My first visit to Omnibus Theatre, for Polly Wiseman’s Femme Fatale, finds a welcoming space with a lovely bar (always a plus). The theatre itself (the common room) is nicely set out, comfy seats with a good view of the stage. The set design is white and minimal, with some iconic Andy Warhol brillo boxes taking centre stage along with feminist posters and manifestos set off to the side. As Aretha Franklin’s RESPECT fades, Sophie Olivia takes the stage with a sort of comedy stand up introduction. The production is brimming with feminist hope.
The scenic catalyst of Femme Fatale is the meeting of two controversial female icons in a hotel room in 60s New York. Nico (played by Polly Wiseman), the dry German superstar and singer with the Velvet Underground, and Valerie Sonalas (played by Sophie Olivia), a radical feminist and founder of S.C.U.M. (Society for Cutting up Men). Both women are linked to Andy Warhol, their meeting revolves around him but, more than that, develops into a discourse on feminism and female rights.
The strength of this play comes from its humour. As a production it is really funny, with some genuinely laugh out loud moments throughout. More, the individual performances of Wiseman and Olivia are both excellent. Separately they play believable and interesting characters. Wiseman writes a fantastic script, with some very witty lines; ‘Sunshine depresses me. There is too much expectation…’ The context of the play is also really interesting. I didn’t know anything about the attempted assassination of Andy Warhol, or indeed that much about Nico and Valerie, so the development of the storyline is certainly captivating.

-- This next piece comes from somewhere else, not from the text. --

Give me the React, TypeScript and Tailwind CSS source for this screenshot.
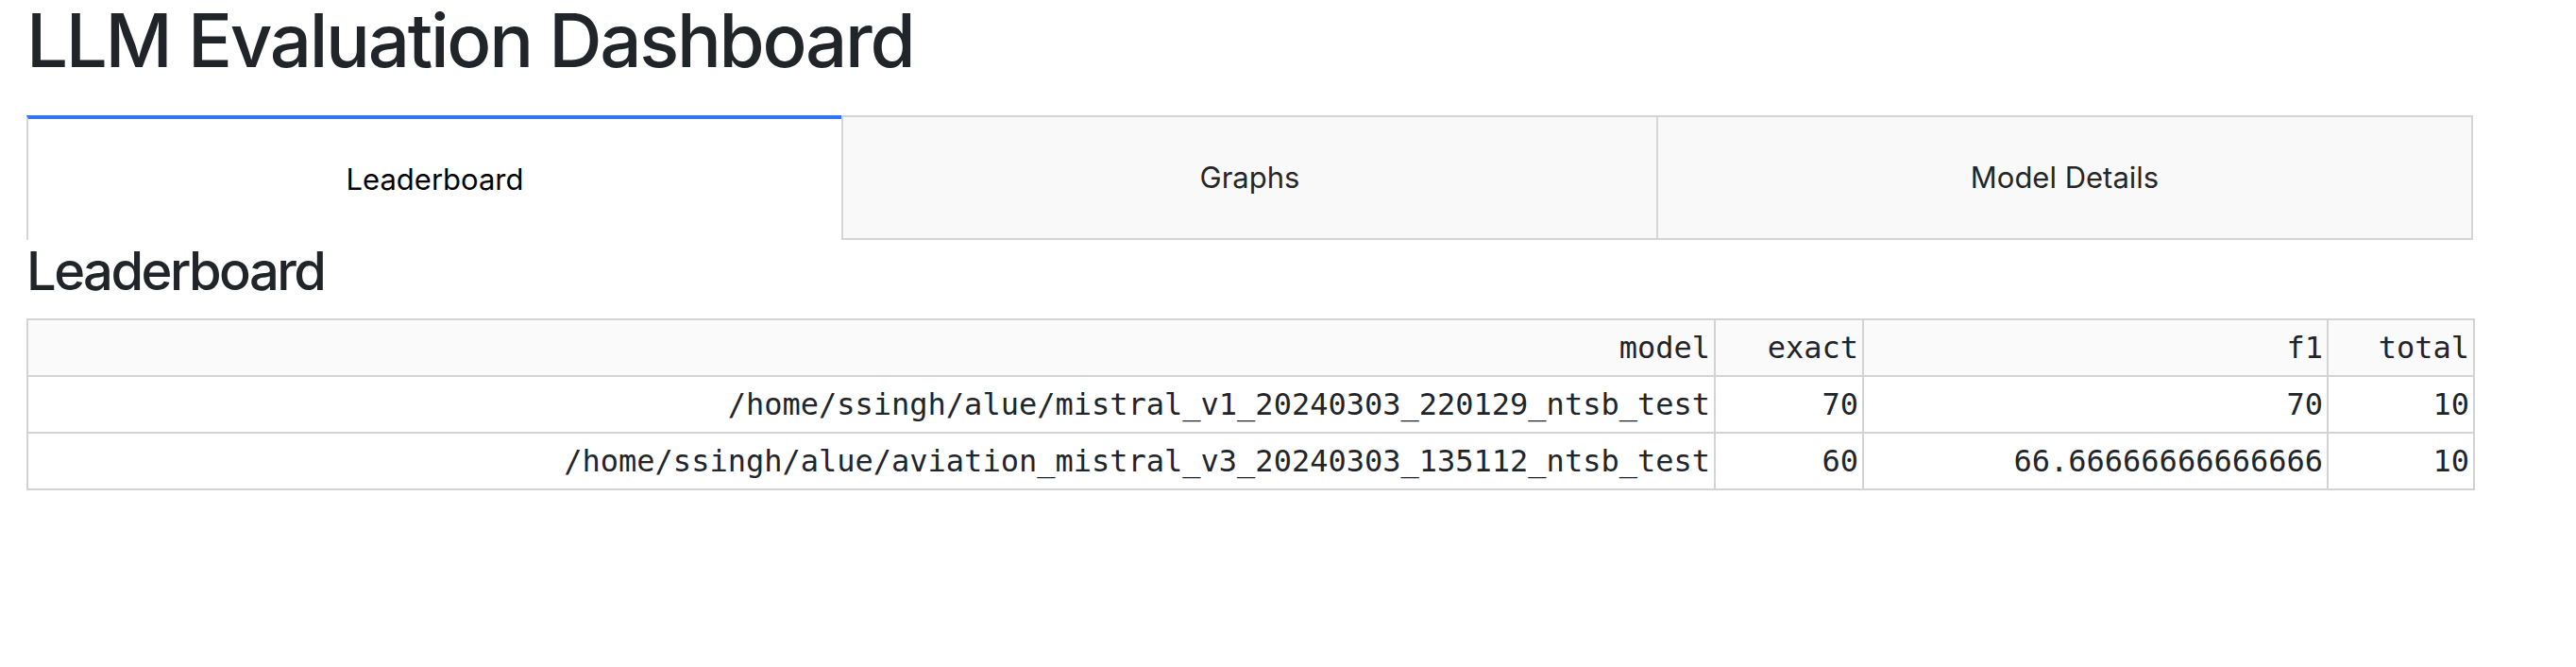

Unfortunately, while the individual performances are excellent, the relationship between the two protagonists is less believable. Some moments feel forced and awkward, particularly in the finale where there is certainly a forgotten line or two and a feeling of disconnect. More importantly than this, the overriding feminist message of the production, in my opinion, falls slightly flat.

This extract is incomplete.